» PROBLEM STATEMENT: Transcribe every line exactly and omit anything that is a picture.

» DATASET EXCERPT:
<<<<

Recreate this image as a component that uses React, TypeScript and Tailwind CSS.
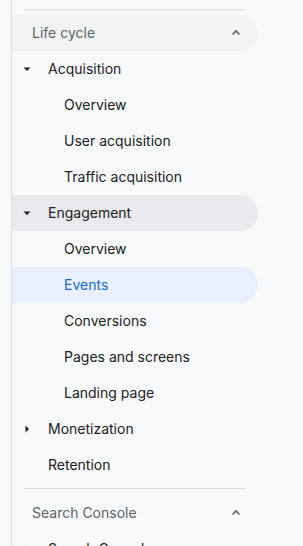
const Caret = ({ dir }: { dir: "down" | "right" }) => (
  <svg width="10" height="10" viewBox="0 0 10 10" className="shrink-0 fill-[#202124]">
    {dir === "down" ? <path d="M1.5 3.5h7L5 7z" /> : <path d="M3.5 1.5v7L7 5z" />}
  </svg>
);

const ChevronUp = () => (
  <svg width="12" height="12" viewBox="0 0 12 12" className="fill-none stroke-[#5f6368]" strokeWidth="1.6">
    <path d="M2.5 7.5L6 4l3.5 3.5" />
  </svg>
);

const Section = ({ title, active }: { title: string; active?: boolean }) => (
  <div
    className={
      "flex h-9 items-center justify-between rounded-r-full pl-5 pr-4 pb-px text-[14px] text-[#5f6368] " +
      (active ? "bg-[#f1f3f4]" : "")
    }
  >
    <span>{title}</span>
    <ChevronUp />
  </div>
);

const Group = ({ label, caret, bg }: { label: string; caret?: "down" | "right"; bg?: boolean }) => (
  <div className={"flex h-9 items-center rounded-r-full pl-[10px] pb-px text-[14px] text-[#202124] " + (bg ? "bg-[#e8eaed]" : "")}>
    <div className="flex w-[10px] justify-center">{caret && <Caret dir={caret} />}</div>
    <span className="ml-4">{label}</span>
  </div>
);

const Item = ({ label, active }: { label: string; active?: boolean }) => (
  <div
    className={
      "flex h-9 items-center rounded-r-full pl-[52px] pb-px text-[14px] " +
      (active ? "bg-[#e8f0fe] text-[#1967d2]" : "text-[#202124]")
    }
  >
    {label}
  </div>
);

const Divider = () => <div className="ml-3 mr-3 h-px bg-[#dadce0]" />;

export default function App() {
  return (
    <div className="h-[546px] w-[303px] overflow-hidden bg-[#f8f9fa] pl-[11px] font-['Inter',sans-serif]">
      <div className="h-full border-l border-[#dadce0] pr-[45px] pt-[9px]">
        <Divider />
        <div className="mt-[5px]">
          <Section title="Life cycle" active />
          <Group label="Acquisition" caret="down" />
          <Item label="Overview" />
          <Item label="User acquisition" />
          <Item label="Traffic acquisition" />
          <Group label="Engagement" caret="down" bg />
          <Item label="Overview" />
          <Item label="Events" active />
          <Item label="Conversions" />
          <Item label="Pages and screens" />
          <Item label="Landing page" />
          <Group label="Monetization" caret="right" />
          <Group label="Retention" />
        </div>
        <div className="mt-[5px]">
          <Divider />
        </div>
        <div className="mt-[6px]">
          <Section title="Search Console" />
          <Group label="Search Console" caret="right" />
        </div>
      </div>
    </div>
  );
}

>>>>

» TASK SOLUTION:
Recreate this image as a component that uses React, TypeScript and Tailwind CSS.
const Caret = ({ dir }: { dir: "down" | "right" }) => (
  <svg width="10" height="10" viewBox="0 0 10 10" className="shrink-0 fill-[#202124]">
    {dir === "down" ? <path d="M1.5 3.5h7L5 7z" /> : <path d="M3.5 1.5v7L7 5z" />}
  </svg>
);

const ChevronUp = () => (
  <svg width="12" height="12" viewBox="0 0 12 12" className="fill-none stroke-[#5f6368]" strokeWidth="1.6">
    <path d="M2.5 7.5L6 4l3.5 3.5" />
  </svg>
);

const Section = ({ title, active }: { title: string; active?: boolean }) => (
  <div
    className={
      "flex h-9 items-center justify-between rounded-r-full pl-5 pr-4 pb-px text-[14px] text-[#5f6368] " +
      (active ? "bg-[#f1f3f4]" : "")
    }
  >
    <span>{title}</span>
    <ChevronUp />
  </div>
);

const Group = ({ label, caret, bg }: { label: string; caret?: "down" | "right"; bg?: boolean }) => (
  <div className={"flex h-9 items-center rounded-r-full pl-[10px] pb-px text-[14px] text-[#202124] " + (bg ? "bg-[#e8eaed]" : "")}>
    <div className="flex w-[10px] justify-center">{caret && <Caret dir={caret} />}</div>
    <span className="ml-4">{label}</span>
  </div>
);

const Item = ({ label, active }: { label: string; active?: boolean }) => (
  <div
    className={
      "flex h-9 items-center rounded-r-full pl-[52px] pb-px text-[14px] " +
      (active ? "bg-[#e8f0fe] text-[#1967d2]" : "text-[#202124]")
    }
  >
    {label}
  </div>
);

const Divider = () => <div className="ml-3 mr-3 h-px bg-[#dadce0]" />;

export default function App() {
  return (
    <div className="h-[546px] w-[303px] overflow-hidden bg-[#f8f9fa] pl-[11px] font-['Inter',sans-serif]">
      <div className="h-full border-l border-[#dadce0] pr-[45px] pt-[9px]">
        <Divider />
        <div className="mt-[5px]">
          <Section title="Life cycle" active />
          <Group label="Acquisition" caret="down" />
          <Item label="Overview" />
          <Item label="User acquisition" />
          <Item label="Traffic acquisition" />
          <Group label="Engagement" caret="down" bg />
          <Item label="Overview" />
          <Item label="Events" active />
          <Item label="Conversions" />
          <Item label="Pages and screens" />
          <Item label="Landing page" />
          <Group label="Monetization" caret="right" />
          <Group label="Retention" />
        </div>
        <div className="mt-[5px]">
          <Divider />
        </div>
        <div className="mt-[6px]">
          <Section title="Search Console" />
          <Group label="Search Console" caret="right" />
        </div>
      </div>
    </div>
  );
}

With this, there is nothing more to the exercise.